Parents hope, pray for missing daughter

38-year-old Lawrence resident 'vanished' five months ago

Marilyn and Gary Anderson, Lawrence, aren't giving up hope that their daughter, Lesley Smith, 38, will be found. Smith has been missing for five months after disappearing from the couple's home.

It’s been five months.

It’s been more than 150 days of waiting and wondering for Gary and Marilyn Anderson.

“Everybody thinks as time goes by — I thought as time went by — that it would get easier,” Marilyn Anderson said. “It doesn’t get easier. It gets harder because it’s just one more day that she’s not here, that we have no word.”

Marilyn Anderson’s only child, 38-year-old Lesley Smith, disappeared Jan. 26 from the couple’s west Lawrence home.

“I went to bed about 10:45 p.m.,” Marilyn Anderson said. “Les and I said our goodnights and ‘I love yous’ as we did every night.”

But when the couple awoke the next morning, their daughter was gone. Her bed hadn’t been slept in.
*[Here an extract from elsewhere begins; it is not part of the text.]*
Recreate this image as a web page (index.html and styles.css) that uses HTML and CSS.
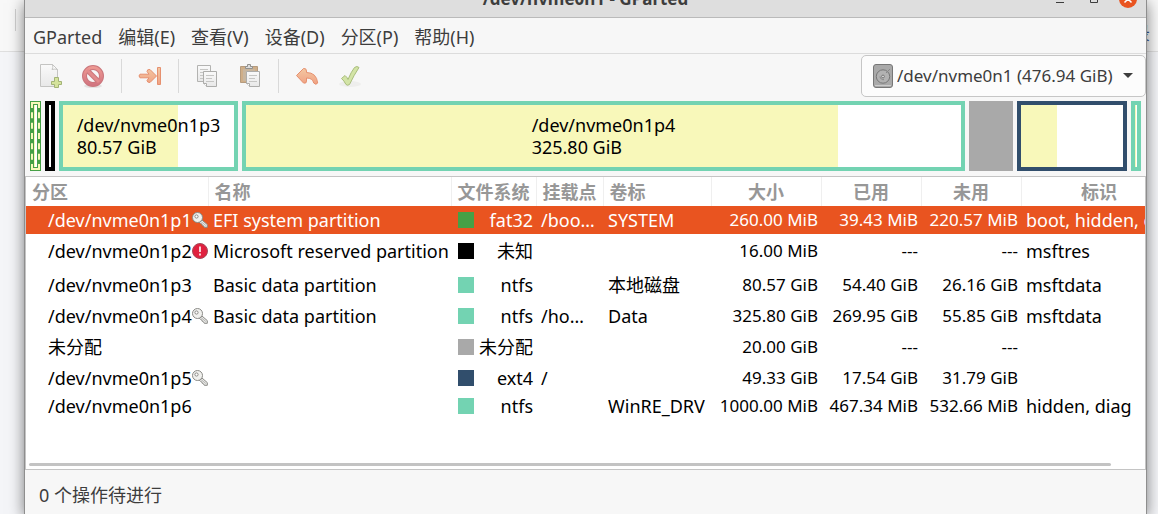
FILE: index.html
```html
<!DOCTYPE html>
<html lang="zh-CN">
<head>
<meta charset="utf-8">
<title>/dev/nvme0n1 - GParted</title>
<link rel="stylesheet" href="styles.css">
</head>
<body>
<div class="backdrop"><i class="backdrop-mark"></i><a class="backdrop-link" href="#">录</a></div>

<svg class="defs" aria-hidden="true">
  <defs>
    <symbol id="key" viewBox="0 0 16 16">
      <path d="M8.200 6.500 15.300 12.600V15.300H12.300L11.500 13.800 10.300 13.400 9.800 12 8.600 11.400 6 9z" fill="#e9e9e6" stroke="#8a8a86" stroke-linejoin="round"/>
      <circle cx="5.500" cy="5.500" r="5" fill="#f1f1ee" stroke="#8a8a86"/>
      <circle cx="4.500" cy="4.500" r="1.600" fill="#fff" stroke="#8a8a86"/>
      <path d="M9 9.500 13.800 13.500" stroke="#aaa" stroke-width=".8"/>
    </symbol>
    <linearGradient id="paper" x1="0" y1="0" x2="0" y2="1"><stop offset="0" stop-color="#fafafa"/><stop offset="1" stop-color="#e8e8e8"/></linearGradient>
    <linearGradient id="red" x1="0" y1="0" x2="0" y2="1"><stop offset="0" stop-color="#ed9892"/><stop offset="1" stop-color="#d37580"/></linearGradient>
    <linearGradient id="orange" x1="0" y1="0" x2="0" y2="1"><stop offset="0" stop-color="#f3c8a2"/><stop offset="1" stop-color="#f0a183"/></linearGradient>
  </defs>
</svg>

<main class="window">
  <header class="titlebar">
    <h1 class="title">/dev/nvme0n1 - GParted</h1>
    <div class="window-buttons">
      <button class="window-button" aria-label="最小化"><svg width="10" height="10" viewBox="0 0 10 10"><path d="M1 8.500h8" stroke="#3d3d3d" stroke-width="1"/></svg></button>
      <button class="window-button" aria-label="最大化"><svg width="10" height="10" viewBox="0 0 10 10"><path d="M1.500 1.500h7v7h-7z" fill="none" stroke="#3d3d3d"/></svg></button>
      <button class="window-button close" aria-label="关闭"><svg width="10" height="10" viewBox="0 0 10 10"><path d="m1.500 1.500 7 7m0-7-7 7" stroke="#fff" stroke-width="1.500"/></svg></button>
    </div>
  </header>

  <nav class="menubar">
    <button class="menu">GParted</button>
    <button class="menu">编辑(E)</button>
    <button class="menu">查看(V)</button>
    <button class="menu">设备(D)</button>
    <button class="menu">分区(P)</button>
    <button class="menu">帮助(H)</button>
  </nav>

  <div class="toolbar">
    <button class="tool" aria-label="新建"><svg width="24" height="24" viewBox="0 0 24 24"><path d="M2.500.500h12l5 5v17h-17z" fill="url(#paper)" stroke="#c4c4c2"/><path d="M14.500.500q1 3-.500 5 3-1 5.500 0z" fill="#fff" stroke="#c4c4c2"/><path d="M16.500 13.500h4v4h3v3h-3v3h-4v-3h-3v-3h3z" fill="#d5e39c" stroke="#a3b377"/></svg></button>
    <button class="tool" aria-label="删除"><svg width="24" height="24" viewBox="0 0 24 24"><ellipse cx="12" cy="22" rx="9" ry="2" fill="#e4e2e2"/><circle cx="12" cy="12" r="8.500" fill="none" stroke="#ca767c" stroke-width="5"/><path d="m6 6 12 12" stroke="#ca767c" stroke-width="5"/><circle cx="12" cy="12" r="8.500" fill="none" stroke="url(#red)" stroke-width="3"/><path d="m6 6 12 12" stroke="#e28b8c" stroke-width="3"/></svg></button>
    <i class="separator"></i>
    <button class="tool" aria-label="调整大小/移动"><svg width="24" height="24" viewBox="0 0 24 24"><path d="M19.500 3.500h3v17h-3zM2 10.200h9L9 7.500q0-2.500 3-2l6.500 6.500-6.500 6.500q-3 0-3-2l2-2.700H2q-2-1.900 0-3.600z" fill="url(#orange)" stroke="#e6906f" stroke-linejoin="round"/></svg></button>
    <i class="separator"></i>
    <button class="tool" aria-label="复制"><svg width="24" height="24" viewBox="0 0 24 24"><path d="M2.500 1.500h13v16h-13z" fill="url(#paper)" stroke="#b3b3b1"/><path d="M5 5.500h8M5 8.500h6M5 11.500h3M5 14.500h3" stroke="#c6c6c4"/><path d="M8.500 7.500h13v15h-10l-3-3z" fill="url(#paper)" stroke="#adadab"/><path d="M11 11.500h8M11 14.500h6M11 17.500h8" stroke="#c6c6c4"/><path d="M8.500 19.500h3v3" fill="#fff" stroke="#adadab"/></svg></button>
    <button class="tool" aria-label="粘贴"><svg width="24" height="24" viewBox="0 0 24 24"><path d="M2.500 2.500h17v16h-17z" fill="#cfae88" stroke="#b59b7e"/><path d="M5 5h12v12H5z" fill="#c8b69f"/><path d="M7.500 4.500v-2h2v-2h3v2h2v2z" fill="#ddd" stroke="#90908e"/><path d="M8.500 7.500h13v15h-10l-3-3z" fill="url(#paper)" stroke="#adadab"/><path d="M11 11.500h8M11 14.500h6M11 17.500h8" stroke="#c6c6c4"/><path d="M8.500 19.500h3v3" fill="#fff" stroke="#adadab"/></svg></button>
    <i class="separator"></i>
    <button class="tool" aria-label="撤消"><svg width="24" height="24" viewBox="0 0 24 24"><path d="M1.500 11.500 8.500 4.500q3-.5 3 2.500v1.500q10 0 11.200 10.500-1.700 2.500-4 0-1-5-7.200-5v3q0 3-3 2z" fill="url(#orange)" stroke="#e6906f" stroke-linejoin="round"/></svg></button>
    <button class="tool" aria-label="应用"><svg width="24" height="24" viewBox="0 0 24 24"><ellipse cx="12" cy="20" rx="11" ry="3" fill="#eeeeed"/><path d="m3.500 14.500 3.500-3q2 1.500 3 4Q13 8 16.500 3.500q2.500-2 4.500 0-5 7.500-9.500 17-2 1.500-3.500 0-2-4-4.500-6z" fill="#d3e4a6" stroke="#a9bd7d" stroke-linejoin="round"/></svg></button>
    <label class="device">
      <svg width="20" height="24" viewBox="0 0 20 24"><rect x=".5" y=".5" width="19" height="23" rx="2.500" fill="#a9a9a9" stroke="#777"/><path d="M2 21.500h16" stroke="#ccc"/><circle cx="10" cy="12.500" r="6.700" fill="#b2b2b2" stroke="#777"/><circle cx="10" cy="12.500" r="1.400" fill="#ddd" stroke="#777"/><path d="M7 12.500a3.500 3.500 0 0 0 4 3.200M13 9l4-4" fill="none" stroke="#888"/></svg>
      <select class="device-select" aria-label="设备"><option>/dev/nvme0n1 (476.94 GiB)</option></select>
      <svg class="caret" width="10" height="5" viewBox="0 0 10 5"><path d="M0 0h10L5 5z" fill="#3d3d3d"/></svg>
    </label>
  </div>

  <section class="disk">
    <div class="part selected"><i class="used" style="width:15%"></i></div>
    <div class="part unknown"></div>
    <div class="part ntfs"><i class="used" style="width:67.300%"></i><p class="part-label">/dev/nvme0n1p3<br>80.57 GiB</p></div>
    <div class="part ntfs"><i class="used" style="width:82.800%"></i><p class="part-label">/dev/nvme0n1p4<br>325.80 GiB</p></div>
    <div class="part unallocated"></div>
    <div class="part ext4"><i class="used" style="width:35.300%"></i></div>
    <div class="part ntfs"><i class="used" style="width:50%"></i></div>
  </section>

  <section class="list">
    <table class="partitions">
      <colgroup><col class="c-part"><col class="c-name"><col class="c-fs"><col class="c-mount"><col class="c-label"><col class="c-size"><col class="c-used"><col class="c-used"><col class="c-flags"></colgroup>
      <thead>
        <tr><th>分区</th><th>名称</th><th>文件系统</th><th>挂载点</th><th>卷标</th><th class="mid">大小</th><th class="mid">已用</th><th class="mid">未用</th><th class="mid">标识</th></tr>
      </thead>
      <tbody>
        <tr class="active"><td><div class="dev">/dev/nvme0n1p1<svg class="mark"><use href="#key"/></svg></div></td><td>EFI system partition</td><td><div class="fs fat32">fat32</div></td><td>/boo…</td><td>SYSTEM</td><td class="num">260.00 MiB</td><td class="num">39.43 MiB</td><td class="num">220.57 MiB</td><td>boot, hidden, esp</td></tr>
        <tr class="tall"><td><div class="dev">/dev/nvme0n1p2<svg class="mark" viewBox="0 0 16 16"><circle cx="8" cy="8" r="7.500" fill="#e0213f" stroke="#a34a58"/><path d="M8 3.500v5.500M8 10.500v2" stroke="#fff" stroke-width="1.600"/></svg></div></td><td>Microsoft reserved partition</td><td><div class="fs none">未知</div></td><td></td><td></td><td class="num">16.00 MiB</td><td class="num">---</td><td class="num">---</td><td>msftres</td></tr>
        <tr class="tall"><td><div class="dev">/dev/nvme0n1p3</div></td><td>Basic data partition</td><td><div class="fs">ntfs</div></td><td></td><td>本地磁盘</td><td class="num">80.57 GiB</td><td class="num">54.40 GiB</td><td class="num">26.16 GiB</td><td>msftdata</td></tr>
        <tr><td><div class="dev">/dev/nvme0n1p4<svg class="mark"><use href="#key"/></svg></div></td><td>Basic data partition</td><td><div class="fs">ntfs</div></td><td>/ho…</td><td>Data</td><td class="num">325.80 GiB</td><td class="num">269.95 GiB</td><td class="num">55.85 GiB</td><td>msftdata</td></tr>
        <tr class="tall"><td><div class="dev">未分配</div></td><td></td><td><div class="fs free">未分配</div></td><td></td><td></td><td class="num">20.00 GiB</td><td class="num">---</td><td class="num">---</td><td></td></tr>
        <tr><td><div class="dev">/dev/nvme0n1p5<svg class="mark"><use href="#key"/></svg></div></td><td></td><td><div class="fs linux">ext4</div></td><td>/</td><td></td><td class="num">49.33 GiB</td><td class="num">17.54 GiB</td><td class="num">31.79 GiB</td><td></td></tr>
        <tr><td><div class="dev">/dev/nvme0n1p6</div></td><td></td><td><div class="fs">ntfs</div></td><td></td><td>WinRE_DRV</td><td class="num">1000.00 MiB</td><td class="num">467.34 MiB</td><td class="num">532.66 MiB</td><td>hidden, diag</td></tr>
      </tbody>
    </table>
    <div class="scrollbar"></div>
  </section>

  <footer class="status">0 个操作待进行</footer>
</main>
</body>
</html>
```

FILE: styles.css
```css
* { box-sizing: border-box; }

body {
  margin: 0;
  height: 100vh;
  overflow: hidden;
  display: flex;
  background: linear-gradient(#f8f8f8 51px, #dfdfdf 51px, #dfdfdf 52px, #f4f5f8 52px);
  color: #3d3d3d;
  font: 18px/22px "Noto Sans", "Noto Sans CJK SC", sans-serif;
}

button, select { font: inherit; color: inherit; border: 0; background: none; padding: 0; margin: 0; }
svg { flex: none; }
.defs { position: absolute; width: 0; height: 0; }

.backdrop { position: absolute; inset: 0; z-index: -1; overflow: hidden; }
.backdrop-mark { position: absolute; left: 15px; top: 9px; width: 1px; height: 22px; background: #d0d0d0; }
.backdrop-link { position: absolute; right: 8px; top: 22px; color: #35568f; text-decoration: none; }

.window {
  flex: 1;
  min-width: 0;
  margin: 0 11px 0 24px;
  display: flex;
  flex-direction: column;
  background: #f7f7f7;
  border: solid #8e8e8e;
  border-width: 0 1px;
  box-shadow: 0 3px 14px rgba(0, 0, 0, .5);
}

.titlebar {
  height: 38px;
  margin-top: -20px;
  flex: none;
  display: grid;
  grid-template-columns: 1fr auto 1fr;
  align-items: center;
  background: #dedede;
  border-bottom: 1px solid #bababa;
}
.title { grid-column: 2; margin: 0; font-size: 17px; font-weight: 700; }
.window-buttons { padding-right: 9px; display: flex; justify-content: flex-end; align-items: center; gap: 16px; }
.window-button { width: 18px; height: 18px; display: grid; place-items: center; border-radius: 50%; }
.close { background: #e95420; }

.menubar { flex: none; height: 36px; padding-top: 2px; display: flex; border-bottom: 1px solid #dcdcdc; }
.menu { padding: 0 8px; }

.toolbar { flex: none; height: 43px; padding-left: 4px; display: flex; align-items: center; gap: 1px; }
.tool { width: 42px; height: 34px; display: grid; place-items: center; }
.separator { width: 1px; height: 34px; margin: 0 6px; background: #d9d9d9; }
.device {
  height: 42px;
  margin-left: auto;
  padding: 0 12px 0 11px;
  display: flex;
  align-items: center;
  gap: 4px;
  background: #fcfcfc;
  border: 1px solid #c6c6c6;
  border-radius: 5px;
  font-size: 17px;
}
.device-select { appearance: none; padding-right: 4px; }
.caret { margin-left: 2px; }

.disk {
  flex: none;
  height: 70px;
  margin: 4px 5px 5px;
  display: grid;
  grid-template-columns: 11fr 10fr 179fr 723fr 44fr 110fr 10fr;
  gap: 4px;
  color: #000;
}
.part { min-width: 0; display: grid; background: #fff; border: 4px solid #73d3b2; }
.part > * { grid-area: 1 / 1; }
.used { background: #f8f8ba; }
.part-label { margin: 0; place-self: center; }
.unknown { border-color: #000; }
.unallocated { background: #a9a9a9; border-color: #a9a9a9; }
.ext4 { border-color: #314e6c; }
.selected { border-color: #46a046; outline: 2px dashed #f8f8ba; outline-offset: -3px; }

.list { flex: none; height: 294px; display: flex; flex-direction: column; overflow: hidden; background: #fff; border: 1px solid #c4c4c4; }
.partitions { width: 1151px; table-layout: fixed; border-collapse: collapse; color: #000; }
.c-part { width: 182px; }
.c-name { width: 243px; }
.c-fs { width: 85px; }
.c-mount { width: 67px; }
.c-label { width: 108px; }
.c-size { width: 110px; }
.c-used { width: 100px; }
.c-flags { width: 156px; }
.partitions th { height: 29px; padding: 0 0 0 6px; text-align: left; color: #979797; border-right: 1px solid #efefef; }
.partitions .mid { text-align: center; padding: 0; }
.partitions td { height: 28px; padding: 0 3px 0 5px; white-space: nowrap; }
.partitions .tall td { height: 34px; }
.partitions .num { padding-left: 0; text-align: right; font-size: 17px; }
.active { background: #e95420; color: #fff; }
.dev { display: flex; align-items: center; justify-content: space-between; margin: 0 -3px 0 17px; }
.mark { width: 16px; height: 16px; }
.fs { display: flex; align-items: center; justify-content: space-between; margin-left: 2px; }
.fs::before { content: ""; width: 16px; height: 16px; background: #73d3b2; }
.fat32::before { background: #46a046; }
.none::before { background: #000; }
.free::before { background: #a9a9a9; }
.linux::before { background: #314e6c; }
.scrollbar { flex: none; height: 3px; margin: auto 34px 3px 3px; border-radius: 2px; background: #c3c3c3; }

.status { padding: 14px; }
```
Her purse with her driver’s license, credit cards and much-needed asthma medication sat untouched on her dresser.

The Andersons’ 1990 brown Plymouth Voyager minivan was gone, as was their daughter’s cell phone. Lesley’s mother continues to call the phone weekly, leaving messages, then checking to see whether her daughter has retrieved them.
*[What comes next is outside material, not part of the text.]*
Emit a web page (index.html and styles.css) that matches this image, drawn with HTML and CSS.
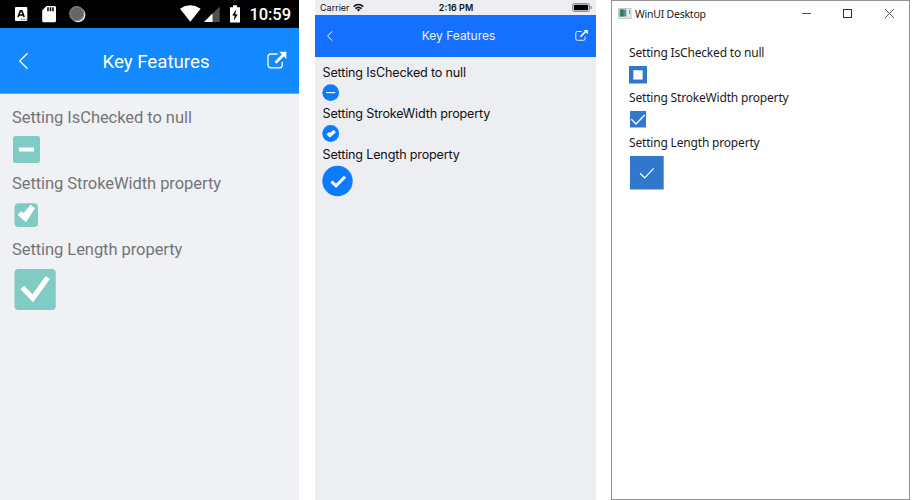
FILE: index.html
```html
<!DOCTYPE html>
<html lang="en">
<head>
<meta charset="utf-8">
<title>Key Features</title>
<link rel="stylesheet" href="styles.css">
</head>
<body>
<main class="gallery">
  <section class="android">
    <div class="android-status">
      <svg class="status-left" width="100" height="28" viewBox="0 0 100 28">
        <rect x="15" y="7" width="12.3" height="14" rx="1" fill="#fff"/>
        <path d="M18 17 20.400 10.800h1.400l2.400 6.200M19 15h4" fill="none" stroke="#000" stroke-width="1.6"/>
        <path d="M21 19.3h5.5" stroke="#555" stroke-dasharray="1 .6"/>
        <path d="M46.5 6h8a1.5 1.5 0 0 1 1.5 1.5v13.3a1.5 1.5 0 0 1-1.5 1.5H43.7a1.5 1.5 0 0 1-1.5-1.5V10.5z" fill="#fff"/>
        <path d="M48 7.3v4M50.5 7.3v4M53 7.3v4" stroke="#000" stroke-width="1.5"/>
        <circle cx="78" cy="14.8" r="7.4" fill="#eee"/>
        <circle cx="76.7" cy="13.7" r="7.6" fill="#666"/>
        <circle cx="76.7" cy="13.7" r="6.8" fill="none" stroke="#aaa" stroke-dasharray="1 1.2"/>
      </svg>
      <div class="status-right">
        <svg width="64" height="28" viewBox="180 0 64 28">
          <path d="M180 8.7Q190.3 2 200.6 8.7L190.3 21.8z" fill="#fff"/>
          <path d="M219.7 6.5V22H204z" fill="#505050"/>
          <path d="M212.5 13.6V22H204z" fill="#fff"/>
          <path d="M230 7.3h3V5.2h4v2.1h3v15.3h-10z" fill="#fff"/>
          <path d="M236.2 9.4l-4 6h2.4l-.8 5.2 4-6.2h-2.4z" fill="#000"/>
        </svg>
        <span class="android-time">10:59</span>
      </div>
    </div>
    <header class="android-bar">
      <svg width="12" height="20" viewBox="0 0 12 20"><path d="M9.5 2.2 1.8 10l7.7 7.8" fill="none" stroke="#fff" stroke-width="1.3"/></svg>
      <h1 class="android-title">Key Features</h1>
      <svg width="20" height="20" viewBox="0 0 20 20"><path d="M10.500 3H3.800A2.700 2.700 0 0 0 1 5.700v8.400a2.700 2.700 0 0 0 2.800 2.700h8.800a2.700 2.700 0 0 0 2.700-2.700V11" fill="none" stroke="#fff" stroke-width="1.300"/><path d="M8.500 11.700 16.200 4" stroke="#fff" stroke-width="2.700"/><path d="M12.200.8h7.200V8z" fill="#fff"/></svg>
    </header>
    <div class="android-content">
      <p class="android-label">Setting IsChecked to null</p>
      <svg class="android-check" width="46" height="34" viewBox="12 134 46 34"><rect x="13" y="136" width="27" height="27" rx="2.5" fill="#80cbc4"/><path d="M19 149.5h15" stroke="#fff" stroke-width="4"/></svg>
      <p class="android-label">Setting StrokeWidth property</p>
      <svg class="android-check" width="46" height="34" viewBox="12 200 46 34"><rect x="14.500" y="203.200" width="23.500" height="23.700" rx="4" fill="#80cbc4"/><path d="M17.700 215 20.800 211.300 23.800 213 30.500 204.800 35 208.200 26 222.300z" fill="#fff"/></svg>
      <p class="android-label">Setting Length property</p>
      <svg class="android-check" width="46" height="48" viewBox="12 266 46 48"><rect x="14.500" y="269" width="41.200" height="41" rx="4" fill="#80cbc4"/><path d="M22.300 287.500 32.800 298.300 47.800 277.500" fill="none" stroke="#fff" stroke-width="5.200"/></svg>
    </div>
  </section>

  <section class="ios">
    <div class="ios-status">
      <span class="carrier">Carrier <svg width="11" height="9" viewBox="0 0 11 9"><path d="M.7 3.700Q5.500-.7 10.300 3.700M2.400 5.700Q5.500 3 8.600 5.700" fill="none" stroke="#111" stroke-width="1.600"/><path d="M3.800 6.700Q5.500 5.300 7.200 6.700L5.500 8.500z" fill="#111"/></svg></span>
      <span class="ios-time">2:16 PM</span>
      <svg class="battery" width="20" height="9" viewBox="0 0 20 9"><rect x=".5" y=".5" width="17" height="8" rx="1.800" fill="#eee" stroke="#777" stroke-width=".8"/><rect x="1.800" y="1.700" width="14.400" height="5.600" rx=".7"/><path d="M19 3v3" stroke="#777"/></svg>
    </div>
    <header class="ios-bar">
      <svg width="8" height="12" viewBox="0 0 8 12"><path d="M6.300 1.300 1.600 6l4.700 4.700" fill="none" stroke="#fff" stroke-width="1"/></svg>
      <h1 class="ios-title">Key Features</h1>
      <svg width="13" height="12" viewBox="0 0 13 12"><path d="M6.500 1.500H2.500A1.600 1.600 0 0 0 .8 3.100v5.600a1.600 1.600 0 0 0 1.700 1.600h6a1.600 1.600 0 0 0 1.600-1.600V6.500" fill="none" stroke="#fff" stroke-width=".9"/><path d="M5.500 6.700 10.700 1.500" stroke="#fff" stroke-width="1.700"/><path d="M8.500 0h4.300v4.300z" fill="#fff"/></svg>
    </header>
    <div class="ios-content">
      <p class="ios-label">Setting IsChecked to null</p>
      <svg class="ios-check" width="32" height="21" viewBox="322 82 32 21"><circle cx="330.700" cy="92.600" r="8.400" fill="#0d7bff"/><path d="M326.200 92.600h9" stroke="#fff" stroke-width="1.100"/></svg>
      <p class="ios-label">Setting StrokeWidth property</p>
      <svg class="ios-check" width="32" height="21" viewBox="322 123 32 21"><circle cx="330.700" cy="133.500" r="8.400" fill="#0d7bff"/><path d="M327.700 133.300l2.200 2 4.900-4.300" fill="none" stroke="#fff" stroke-width="3.400"/></svg>
      <p class="ios-label">Setting Length property</p>
      <svg class="ios-check" width="32" height="34" viewBox="322 164 32 34"><circle cx="337.500" cy="181" r="15.200" fill="#0d7bff"/><path d="M331.500 181.500l4.500 4.300 9-9" fill="none" stroke="#fff" stroke-width="3"/></svg>
    </div>
  </section>

  <section class="desktop">
    <div class="titlebar">
      <svg width="14" height="12" viewBox="0 0 14 12"><rect x=".5" y=".5" width="12.500" height="10" fill="#e4e8e8" stroke="#c3c8c8"/><path d="M1.500 1.500h6.800v7H1.500z" fill="#588d9d"/><path d="M4 1.500v7" stroke="#297a68" stroke-width="3"/><path d="M11.500 2v4" stroke="#50a69d"/></svg>
      <span class="window-title">WinUI Desktop</span>
      <svg class="controls" width="94" height="12" viewBox="0 0 94 12"><path d="M0 5.500h9" stroke="#555"/><rect x="41.500" y="1.500" width="8" height="8" fill="none" stroke="#333"/><path d="M83 1l9 9M92 1l-9 9" stroke="#444" stroke-width=".9"/></svg>
    </div>
    <div class="desktop-content">
      <p class="desktop-label">Setting IsChecked to null</p>
      <svg class="desktop-check" width="38" height="25" viewBox="629 63 38 25"><path d="M629 66h18v17.500h-18z" fill="#2f78cb"/><rect x="633.500" y="70.300" width="9" height="9" fill="#fff" stroke="#d5dfea" stroke-width=".5"/></svg>
      <p class="desktop-label">Setting StrokeWidth property</p>
      <svg class="desktop-check" width="38" height="25" viewBox="629 108 38 25"><path d="M630 111h16v16.500h-16z" fill="#2f78cb"/><path d="M631.300 119.300l4.700 4.700 8.700-9" fill="none" stroke="#fff" stroke-width="1.300"/></svg>
      <p class="desktop-label">Setting Length property</p>
      <svg class="desktop-check" width="38" height="39" viewBox="629 153 38 39"><path d="M630 156h33.700v33.500H630z" fill="#2f78cb"/><path d="M640 173.300l4.700 4.500 9-9.400" fill="none" stroke="#fff" stroke-width="1.200"/></svg>
    </div>
  </section>
</main>
</body>
</html>
```
FILE: styles.css
```css
* { box-sizing: border-box; }
body { margin: 0; background: #fff; overflow: hidden; }
svg { display: block; flex: none; }
h1, p { margin: 0; font-weight: 400; white-space: nowrap; }

.gallery { display: grid; grid-template-columns: 299px 281px 299px; width: 915px; height: 500px; }

.android { background: #eff1f5; font-family: Roboto, sans-serif; }
.android-status { display: flex; justify-content: space-between; height: 28px; background: #000; }
.status-right { display: flex; align-items: center; gap: 5px; padding-right: 8px; }
.android-time { color: #fff; font-size: 16.5px; font-weight: 500; letter-spacing: -.05px; line-height: 28px; padding-top: 1px; }
.android-bar { display: flex; align-items: center; justify-content: space-between; height: 66px; padding: 0 12px 0 18px; background: #1388ff; border-bottom: 1px solid #5aaafa; }
.android-title { margin-left: 15px; padding-top: 2px; color: #fff; font-size: 18.7px; line-height: 24px; }
.android-content { padding: 14px 12px 0; }
.android-label { height: 20px; margin-top: 6px; color: #757575; font-size: 16.5px; letter-spacing: -.06px; line-height: 20px; }
.android-label:first-child { margin-top: 0; }
.android-check { margin-top: 6px; }

.ios { margin-left: 16px; margin-right: -16px; background: #edeef2; font-family: Inter, sans-serif; }
.ios-status { display: grid; grid-template-columns: 1fr auto 1fr; align-items: center; height: 15px; padding: 0 4px 0 5px; color: #111; font-size: 9px; line-height: 15px; }
.carrier { display: flex; align-items: center; gap: 3px; }
.ios-time { font-weight: 600; }
.battery { justify-self: end; }
.ios-bar { display: flex; align-items: center; justify-content: space-between; height: 42px; padding: 0 8px 0 11px; background: #156fff; }
.ios-title { margin-left: 8px; color: #e9f1ff; font-size: 12px; line-height: 18px; }
.ios-content { padding: 5px 7px; }
.ios-label { height: 20px; color: #111; font-size: 12.6px; letter-spacing: -.17px; line-height: 21px; padding-left: .5px; }

.desktop { margin-left: 31px; margin-right: -31px; border: 1px solid #929297; background: #fff; font-family: "Noto Sans", sans-serif; }
.titlebar { display: flex; align-items: center; height: 25px; padding: 0 13px 0 6px; }
.window-title { margin-left: 3px; color: #222; font-size: 10.5px; letter-spacing: -.23px; line-height: 20px; }
.controls { margin-left: auto; }
.desktop-content { padding: 17px; }
.desktop-label { height: 20px; color: #1b1b1b; font-size: 12px; letter-spacing: -.18px; line-height: 20px; }
```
“None of the messages have been retrieved,” Marilyn Anderson said.

In the days shortly after Smith’s disappearance, Lawrence Police flew over the area searching for any signs of the missing van. Lawrence Police spokesman Sgt. Mike Pattrick said the department also used sonar equipment to search for the van in area lakes and rivers.

“How does a person with a vehicle just vanish?” Marilyn Anderson wondered.

Still searching

One detective remains assigned to the case, but the leads have dwindled. But the Lawrence couple said their quest to find their daughter would not cease.

“Gary and I went out for the first week daily,” Marilyn Anderson said. “Probably the first day we put about 700 miles on our vehicle just looking everywhere. I can’t even tell you how many acres of Clinton Lake I’ve personally walked just looking.”

The Andersons spend every spare moment scouring parking garages for any sign of the van.

Under a recent federal law, hospitals won’t confirm whether Lesley is a patient, so the two have driven to every hospital in Kansas and Missouri, looking for the van in the hospital parking lots.

“It’s amazing the things you do and the places you look, just praying that this will be the time that all of a sudden something is there,” Marilyn Anderson said.

Even when they’re not consciously searching for Lesley, the two find their eyes focused on every van they see.

“If I could have a nickel for every time I’ve followed a van that was brown,” said Lesley’s stepfather, Gary Anderson.

Psychics weigh in

The two said they felt helpless. So they’ve turned to what Gary considers an unlikely source for help.

“We’ve kind of run out of things to do, so now we’re seeing psychics, which I’m terribly skeptical of,” he said. “I put psychics right there with magicians. You know there’s a method to their madness, and they have a way of tricking you.”

The couple have talked to three psychics, one in Chicago, one on a call-in show in Seattle and a psychic who has worked with Kansas City police departments. The woman has a history of finding missing people. Two of the three psychics told the Andersons the same thing: Their daughter is alive and possibly with a man. Gary Anderson said he was even starting to believe it.

“I heard it firsthand,” he said, recounting some details the psychic in Kansas City told him about Lesley.

Over the past five months, the couple have experienced a roller coaster of emotions. They’ve had a couple of “hits” on the van, which is entered in a national crime computer database, but Marilyn Anderson said the vehicles in those cases turned out to have different VIN numbers than the one Lesley was believed to have been driving at the time of her disappearance.

“This is it. This is going to be the time, and then you wait,” Marilyn Anderson said. “That wait is the hardest, and when you find out, that’s probably the lowest you can feel.”

Marilyn said her mother’s instinct told her that her daughter didn’t just run away or leave of her own free will. “My gut feeling is that somebody has done something with her,” she said.

Now she’s pleading with the public, asking for a little help that could provide a lot of answers and put an end to the Andersons’ waiting.

“I really would like anybody that has storage sheds, barns, garages — anything that they have that maybe they have not been into for a while — I’d love it if they would just go out for me and check,” she said, “just to make sure.”